WORK REQUIRED — Locate the word "this" in the data below, then copy every line that holds it.

DATASET —
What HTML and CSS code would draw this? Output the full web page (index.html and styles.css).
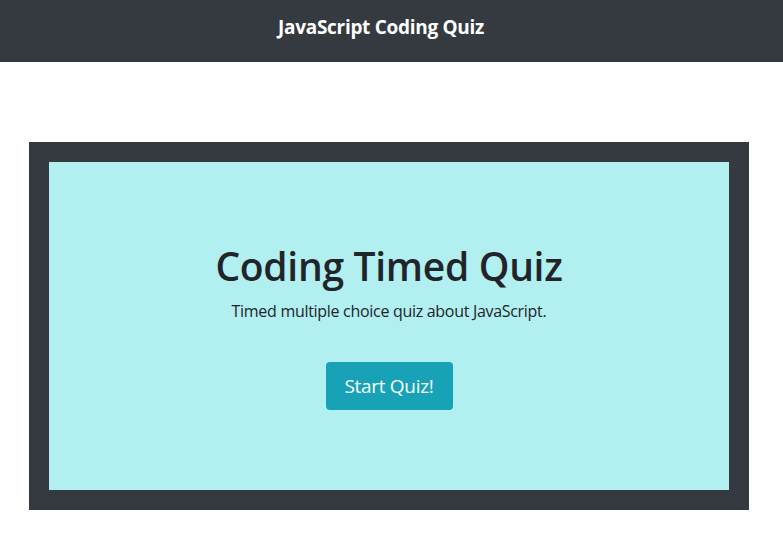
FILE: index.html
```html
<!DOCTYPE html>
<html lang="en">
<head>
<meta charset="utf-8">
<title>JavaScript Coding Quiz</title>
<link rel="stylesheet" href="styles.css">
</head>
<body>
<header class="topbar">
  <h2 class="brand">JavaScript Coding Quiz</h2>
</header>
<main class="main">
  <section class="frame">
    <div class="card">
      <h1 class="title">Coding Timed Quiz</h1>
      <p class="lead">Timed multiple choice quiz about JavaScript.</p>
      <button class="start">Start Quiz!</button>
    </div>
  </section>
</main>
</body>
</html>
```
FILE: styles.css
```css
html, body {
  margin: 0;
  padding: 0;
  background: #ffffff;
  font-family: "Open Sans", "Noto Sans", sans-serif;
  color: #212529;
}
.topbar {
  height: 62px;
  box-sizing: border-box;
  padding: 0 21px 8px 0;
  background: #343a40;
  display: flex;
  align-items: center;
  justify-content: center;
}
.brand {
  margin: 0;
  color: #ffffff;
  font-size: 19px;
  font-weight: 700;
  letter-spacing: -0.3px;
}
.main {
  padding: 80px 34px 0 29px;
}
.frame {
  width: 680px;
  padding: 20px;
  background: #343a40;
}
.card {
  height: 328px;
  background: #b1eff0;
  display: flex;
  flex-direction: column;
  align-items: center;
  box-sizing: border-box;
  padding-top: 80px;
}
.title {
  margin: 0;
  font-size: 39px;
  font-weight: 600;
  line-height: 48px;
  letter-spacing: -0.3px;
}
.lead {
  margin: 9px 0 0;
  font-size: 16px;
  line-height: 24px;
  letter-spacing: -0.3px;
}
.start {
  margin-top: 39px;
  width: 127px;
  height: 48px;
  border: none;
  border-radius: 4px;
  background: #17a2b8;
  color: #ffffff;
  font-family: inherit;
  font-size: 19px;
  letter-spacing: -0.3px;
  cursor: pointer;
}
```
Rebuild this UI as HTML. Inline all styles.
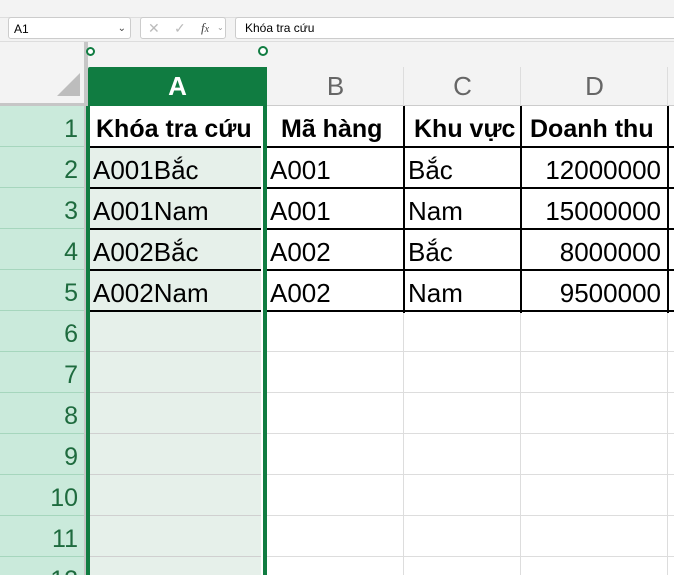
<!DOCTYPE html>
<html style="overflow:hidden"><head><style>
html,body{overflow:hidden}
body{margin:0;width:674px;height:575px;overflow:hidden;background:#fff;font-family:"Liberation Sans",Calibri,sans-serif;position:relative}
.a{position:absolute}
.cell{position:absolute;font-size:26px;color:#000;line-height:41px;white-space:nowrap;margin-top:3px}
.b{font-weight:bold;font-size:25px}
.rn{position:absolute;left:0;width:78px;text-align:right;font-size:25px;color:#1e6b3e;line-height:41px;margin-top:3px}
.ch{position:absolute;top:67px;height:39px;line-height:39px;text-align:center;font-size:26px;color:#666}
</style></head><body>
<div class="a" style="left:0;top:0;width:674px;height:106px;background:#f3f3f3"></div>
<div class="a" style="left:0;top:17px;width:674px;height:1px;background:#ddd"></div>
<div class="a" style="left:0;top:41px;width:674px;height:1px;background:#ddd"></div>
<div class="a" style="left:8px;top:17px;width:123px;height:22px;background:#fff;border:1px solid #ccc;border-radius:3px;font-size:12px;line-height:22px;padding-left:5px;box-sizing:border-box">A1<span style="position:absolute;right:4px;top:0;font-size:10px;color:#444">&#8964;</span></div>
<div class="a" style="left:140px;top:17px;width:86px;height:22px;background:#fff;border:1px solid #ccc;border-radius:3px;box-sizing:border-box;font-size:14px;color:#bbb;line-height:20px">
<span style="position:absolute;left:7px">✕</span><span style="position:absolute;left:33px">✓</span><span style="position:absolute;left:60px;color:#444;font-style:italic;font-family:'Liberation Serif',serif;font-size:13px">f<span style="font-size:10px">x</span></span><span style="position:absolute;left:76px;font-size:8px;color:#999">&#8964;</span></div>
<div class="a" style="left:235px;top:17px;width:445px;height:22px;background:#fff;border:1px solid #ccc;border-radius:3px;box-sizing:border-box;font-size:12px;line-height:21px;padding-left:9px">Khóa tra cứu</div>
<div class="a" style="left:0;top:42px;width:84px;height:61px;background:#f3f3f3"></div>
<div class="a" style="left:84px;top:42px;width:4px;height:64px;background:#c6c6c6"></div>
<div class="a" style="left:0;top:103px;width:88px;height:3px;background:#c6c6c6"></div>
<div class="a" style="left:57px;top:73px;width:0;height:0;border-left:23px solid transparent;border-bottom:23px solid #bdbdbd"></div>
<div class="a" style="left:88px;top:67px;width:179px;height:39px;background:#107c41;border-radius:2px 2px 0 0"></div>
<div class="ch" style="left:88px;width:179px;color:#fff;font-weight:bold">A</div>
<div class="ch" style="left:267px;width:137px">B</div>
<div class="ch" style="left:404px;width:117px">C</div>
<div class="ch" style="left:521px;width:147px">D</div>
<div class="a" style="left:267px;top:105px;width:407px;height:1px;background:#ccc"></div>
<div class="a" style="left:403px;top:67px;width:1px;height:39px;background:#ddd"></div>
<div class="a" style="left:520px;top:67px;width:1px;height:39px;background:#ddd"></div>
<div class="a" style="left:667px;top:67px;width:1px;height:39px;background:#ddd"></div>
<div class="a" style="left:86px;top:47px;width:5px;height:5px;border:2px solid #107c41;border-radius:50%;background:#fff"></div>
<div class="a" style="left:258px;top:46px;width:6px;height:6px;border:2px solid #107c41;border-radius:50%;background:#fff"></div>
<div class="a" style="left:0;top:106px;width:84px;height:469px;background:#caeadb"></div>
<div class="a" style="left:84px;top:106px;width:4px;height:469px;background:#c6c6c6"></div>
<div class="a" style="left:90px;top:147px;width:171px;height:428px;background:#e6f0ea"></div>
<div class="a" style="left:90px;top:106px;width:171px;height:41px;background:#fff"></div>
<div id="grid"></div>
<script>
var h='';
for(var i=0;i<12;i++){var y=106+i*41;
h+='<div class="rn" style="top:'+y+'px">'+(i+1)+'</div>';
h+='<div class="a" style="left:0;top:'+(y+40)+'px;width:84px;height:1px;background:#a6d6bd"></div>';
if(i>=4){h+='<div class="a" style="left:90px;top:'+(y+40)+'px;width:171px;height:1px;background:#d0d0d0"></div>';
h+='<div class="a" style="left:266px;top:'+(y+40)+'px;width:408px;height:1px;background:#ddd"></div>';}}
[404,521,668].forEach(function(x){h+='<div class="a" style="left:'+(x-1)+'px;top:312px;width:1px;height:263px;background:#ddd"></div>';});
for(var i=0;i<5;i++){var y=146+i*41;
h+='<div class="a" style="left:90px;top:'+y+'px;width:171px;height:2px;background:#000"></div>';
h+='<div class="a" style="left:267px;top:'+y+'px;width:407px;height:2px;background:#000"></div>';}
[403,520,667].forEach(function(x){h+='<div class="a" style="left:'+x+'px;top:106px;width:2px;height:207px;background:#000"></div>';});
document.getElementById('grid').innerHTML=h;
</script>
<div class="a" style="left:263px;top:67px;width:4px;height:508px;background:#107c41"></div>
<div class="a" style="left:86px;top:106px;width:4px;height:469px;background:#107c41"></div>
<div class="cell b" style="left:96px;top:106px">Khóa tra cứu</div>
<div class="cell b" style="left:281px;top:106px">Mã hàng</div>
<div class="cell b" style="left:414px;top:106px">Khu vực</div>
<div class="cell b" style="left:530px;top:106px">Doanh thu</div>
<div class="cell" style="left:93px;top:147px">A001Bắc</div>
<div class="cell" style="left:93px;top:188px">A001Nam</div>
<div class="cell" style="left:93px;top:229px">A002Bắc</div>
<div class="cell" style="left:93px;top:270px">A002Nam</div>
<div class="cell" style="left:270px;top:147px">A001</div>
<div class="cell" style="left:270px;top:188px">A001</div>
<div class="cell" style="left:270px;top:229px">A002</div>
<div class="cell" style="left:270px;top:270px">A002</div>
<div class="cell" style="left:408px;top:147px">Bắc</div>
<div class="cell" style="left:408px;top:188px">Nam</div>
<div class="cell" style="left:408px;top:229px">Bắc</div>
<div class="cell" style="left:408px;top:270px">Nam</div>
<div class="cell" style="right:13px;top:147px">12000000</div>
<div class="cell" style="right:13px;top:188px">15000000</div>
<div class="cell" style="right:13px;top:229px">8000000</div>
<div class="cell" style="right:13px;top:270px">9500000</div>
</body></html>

TASK RESULT —
What HTML and CSS code would draw this? Output the full web page (index.html and styles.css).
Rebuild this UI as HTML. Inline all styles.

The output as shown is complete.